Matthew Garrett compared[4] the "parallels between the Android/upstream scenario and Canonical's approach to upstream." Matthew continued:" Forking because you believe that your approach is better is a completely valid development model, but in the long run can cause problems if you don't have a long-term strategy for how to resolve that fork. For all we criticise Google's ability to get Android code into the mainline kernel, they've put orders of magnitude more effort into doing so than Canonical have in terms of getting Ayatana's code into mainline Gnome."

Kevin Fenzi looked back[5] at the development around systemd, now that its inclusion has been pushed back, out of Fedora 14 (but Kevin thinks "systemd is on track to be very solid for Fedora 15").

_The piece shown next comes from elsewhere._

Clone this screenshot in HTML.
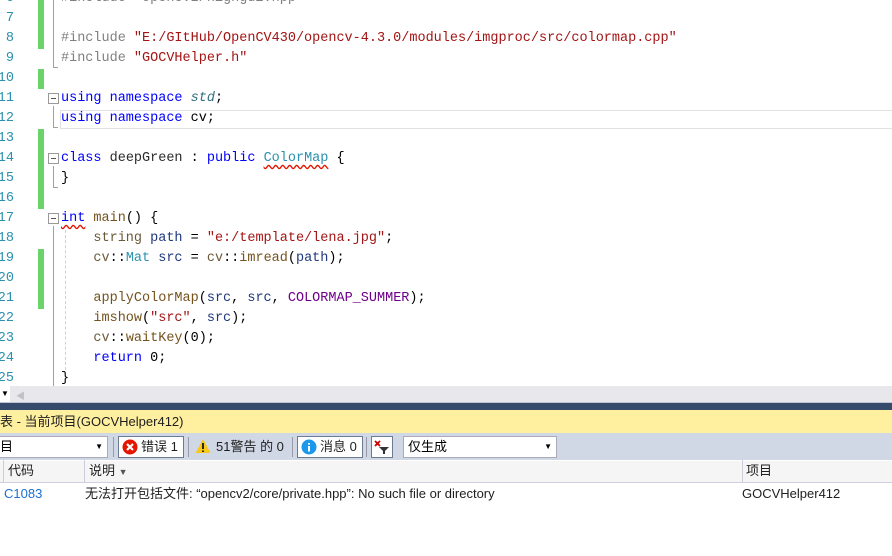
<!DOCTYPE html>
<html><head><meta charset="utf-8"><style>
body{margin:0;width:892px;height:556px;overflow:hidden;background:#fff;position:relative;font-family:"Liberation Sans","Noto Sans CJK SC",sans-serif}
.ln{position:absolute;right:878px;width:30px;text-align:right;font:13.5px "Liberation Mono",monospace;color:#2b91af;height:20px;line-height:20px}
.c{position:absolute;left:61px;font:13.5px "Liberation Mono","Noto Sans CJK SC",monospace;white-space:pre;height:20px;line-height:20px;color:#000}
.g{position:absolute;left:38px;width:6px;background:#6ad36a}
.k{color:#0000ff}.s{color:#a31515}.p{color:#808080}.t{color:#2b91af}.f{color:#74531f}.v{color:#1f377f}.m{color:#6f008a}.n{color:#2f6f7f;font-style:italic}.b{color:#6b5a3a}.d{color:#2b2b2b}
.box{position:absolute;left:48px;width:9px;height:9px;border:1px solid #999;background:#fff}
.box:after{content:"";position:absolute;left:2px;top:4px;width:5px;height:1px;background:#555}
.vl{position:absolute;left:53px;width:1px;background:#a0a0a0}
.sq{text-decoration:underline wavy #e51400;text-underline-offset:3px}
.btn{position:absolute;top:436px;height:20px;border:1px solid #6d7a94;background:#fff;font-size:13px;line-height:20px;color:#1e1e1e}
</style></head><body>
<div class="ln" style="top:-11px">6</div><div class="ln" style="top:9px">7</div><div class="ln" style="top:29px">8</div><div class="ln" style="top:49px">9</div>
<div class="ln" style="top:69px">10</div><div class="ln" style="top:89px">11</div><div class="ln" style="top:109px">12</div><div class="ln" style="top:129px">13</div>
<div class="ln" style="top:149px">14</div><div class="ln" style="top:169px">15</div><div class="ln" style="top:189px">16</div><div class="ln" style="top:209px">17</div>
<div class="ln" style="top:229px">18</div><div class="ln" style="top:249px">19</div><div class="ln" style="top:269px">20</div><div class="ln" style="top:289px">21</div>
<div class="ln" style="top:309px">22</div><div class="ln" style="top:329px">23</div><div class="ln" style="top:349px">24</div><div class="ln" style="top:369px">25</div>
<div class="g" style="top:0;height:49px"></div>
<div class="g" style="top:69px;height:20px"></div>
<div class="g" style="top:129px;height:80px"></div>
<div class="g" style="top:249px;height:60px"></div>
<div class="vl" style="top:0;height:68px"></div><div style="position:absolute;left:53px;top:67px;width:5px;height:1px;background:#a0a0a0"></div>
<div class="vl" style="top:106px;height:22px"></div><div style="position:absolute;left:53px;top:127px;width:5px;height:1px;background:#a0a0a0"></div>
<div class="vl" style="top:166px;height:22px"></div><div style="position:absolute;left:53px;top:187px;width:5px;height:1px;background:#a0a0a0"></div>
<div class="vl" style="top:226px;height:160px"></div>
<div style="position:absolute;left:65px;top:230px;height:140px;border-left:1px dashed #d0d0d0"></div>
<div class="box" style="top:93px"></div><div class="box" style="top:153px"></div><div class="box" style="top:213px"></div>
<div style="position:absolute;left:60px;top:110px;width:840px;height:17px;border:1px solid #e2e2e2"></div>
<div class="c p" style="top:-11px">#include &lt;opencv2/highgui.hpp&gt;</div>
<div class="c" style="top:29px"><span class="p">#include </span><span class="s">"E:/GItHub/OpenCV430/opencv-4.3.0/modules/imgproc/src/colormap.cpp"</span></div>
<div class="c" style="top:49px"><span class="p">#include </span><span class="s">"GOCVHelper.h"</span></div>
<div class="c" style="top:89px"><span class="k">using namespace</span> <span class="n">std</span>;</div>
<div class="c" style="top:109px"><span class="k">using namespace</span> cv;</div>
<div class="c" style="top:149px"><span class="k">class</span> <span class="d">deepGreen</span> : <span class="k">public</span> <span class="t sq">ColorMap</span> {</div>
<div class="c" style="top:169px">}</div>
<div class="c" style="top:209px"><span class="k sq">int</span> <span class="f">main</span>() {</div>
<div class="c" style="top:229px">    <span class="b">string</span> <span class="v">path</span> = <span class="s">"e:/template/lena.jpg"</span>;</div>
<div class="c" style="top:249px">    <span class="b">cv</span>::<span class="t">Mat</span> <span class="v">src</span> = <span class="b">cv</span>::<span class="f">imread</span>(<span class="v">path</span>);</div>
<div class="c" style="top:289px">    <span class="f">applyColorMap</span>(<span class="v">src</span>, <span class="v">src</span>, <span class="m">COLORMAP_SUMMER</span>);</div>
<div class="c" style="top:309px">    <span class="f">imshow</span>(<span class="s">"src"</span>, <span class="v">src</span>);</div>
<div class="c" style="top:329px">    <span class="b">cv</span>::<span class="f">waitKey</span>(0);</div>
<div class="c" style="top:349px">    <span class="k">return</span> 0;</div>
<div class="c" style="top:369px">}</div>
<div style="position:absolute;left:0;top:386px;width:892px;height:16px;background:#e8e8ec"></div>
<div style="position:absolute;left:0;top:386px;width:10px;height:16px;background:#fff;font-size:8px;line-height:16px;text-align:center">▼</div>
<div style="position:absolute;left:16px;top:389px;color:#c0c0c8;font-size:9px">◀</div>
<div style="position:absolute;left:0;top:402px;width:892px;height:3px;background:#c0c6d6"></div>
<div style="position:absolute;left:0;top:403px;width:892px;height:7px;background:#364a6b"></div>
<div style="position:absolute;left:0;top:410px;width:892px;height:23px;background:#fff0a0;font-size:13px;line-height:23px;color:#1e1e1e;white-space:nowrap">表 - 当前项目(GOCVHelper412)</div>
<div style="position:absolute;left:0;top:433px;width:892px;height:27px;background:#d0d7e5"></div>
<div style="position:absolute;left:-1px;top:436px;width:107px;height:20px;border:1px solid #aab;background:#fff;font-size:13px;line-height:20px">目<span style="position:absolute;right:4px;font-size:8px">▼</span></div>
<div style="position:absolute;left:113px;top:437px;width:1px;height:20px;background:#99a"></div>
<div class="btn" style="left:118px;width:64px"><svg style="position:absolute;left:3px;top:2px" width="16" height="16"><circle cx="8" cy="8" r="7.5" fill="#e51400"/><path d="M5 5l6 6M11 5l-6 6" stroke="#fff" stroke-width="2.2"/></svg><span style="position:absolute;left:22px">错误 1</span></div>
<div style="position:absolute;left:188px;top:437px;width:1px;height:20px;background:#99a"></div>
<svg style="position:absolute;left:195px;top:438px" width="16" height="16"><path d="M8 1L15.5 15H.5Z" fill="#f8c81e"/><path d="M8 5v6M8 12.5v1.5" stroke="#000" stroke-width="1.6"/></svg>
<div style="position:absolute;left:216px;top:436px;font-size:13px;line-height:22px;color:#1e1e1e;white-space:nowrap">51警告 的 0</div>
<div style="position:absolute;left:292px;top:437px;width:1px;height:20px;background:#99a"></div>
<div class="btn" style="left:297px;width:64px"><svg style="position:absolute;left:3px;top:2px" width="16" height="16"><circle cx="8" cy="8" r="7.5" fill="#1c97ea"/><path d="M8 7v5.5M8 4v1.6" stroke="#fff" stroke-width="2"/></svg><span style="position:absolute;left:22px">消息 0</span></div>
<div style="position:absolute;left:366px;top:437px;width:1px;height:20px;background:#99a"></div>
<div class="btn" style="left:371px;width:20px"><svg style="position:absolute;left:2px;top:2px" width="16" height="16"><path d="M1 2l5 5M6 2l-5 5" stroke="#c00" stroke-width="1.8"/><path d="M5 8h10l-4 4v3h-2v-3z" fill="#333"/></svg></div>
<div style="position:absolute;left:403px;top:436px;width:148px;height:20px;border:1px solid #aab;background:#fff;font-size:13px;line-height:20px;padding-left:4px;box-sizing:content-box">仅生成<span style="position:absolute;right:4px;font-size:8px">▼</span></div>
<div style="position:absolute;left:0;top:460px;width:892px;height:21px;background:#f5f5f5;border-top:1px solid #fff;border-bottom:1px solid #d0d0e0"></div>
<div style="position:absolute;left:3px;top:460px;width:1px;height:22px;background:#ccd"></div>
<div style="position:absolute;left:84px;top:460px;width:1px;height:22px;background:#ccd"></div>
<div style="position:absolute;left:742px;top:460px;width:1px;height:22px;background:#ccd"></div>
<div style="position:absolute;left:8px;top:461px;font-size:13px;line-height:20px;color:#1e1e1e">代码</div>
<div style="position:absolute;left:89px;top:461px;font-size:13px;line-height:20px;color:#1e1e1e">说明 <span style="font-size:9px;color:#555">▼</span></div>
<div style="position:absolute;left:746px;top:461px;font-size:13px;line-height:20px;color:#1e1e1e">项目</div>
<div style="position:absolute;left:4px;top:484px;font-size:13px;line-height:20px;color:#1c6fd0">C1083</div>
<div style="position:absolute;left:85px;top:484px;font-size:13px;line-height:20px;color:#1e1e1e;white-space:nowrap">无法打开包括文件: “opencv2/core/private.hpp”: No such file or directory</div>
<div style="position:absolute;left:742px;top:484px;font-size:13px;line-height:20px;color:#1e1e1e">GOCVHelper412</div>
</body></html>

Karsten Wade announced[6] that Red Hat is opening up the Fedora Students Contributing/Summer Coding program to greater involvement from the community. "Rather than taking total control of this program forevermore for the Red Hat brand, we are convinced that applying the principles of the open source way to community events management is the right way to do such a program in the name of a community. In addition to inviting all Fedora users, enthusiasts, and participants to join in organizing this event, I want to specifically call out to the organizations – corporate, academic, non-profit, etc. – to join with some of their staff/members."

Máirín Duffy summarized[7] the Fedora Board meetings of September 10 and 13, 2010. One of the items of business was trying to convince Jared Smith (Fedora Project Leader) to blog more, so hopefully we will have more posts to report on from Jared soon.

Stephen Smoogen called out[8] for help compiling a list of statistics (such as number of source packages, kernel, glibc, gcc and X versions) from a number of Linux distributions. Any Red Hat, Debian, Ubuntu, Mandrive or SuSE historians out there?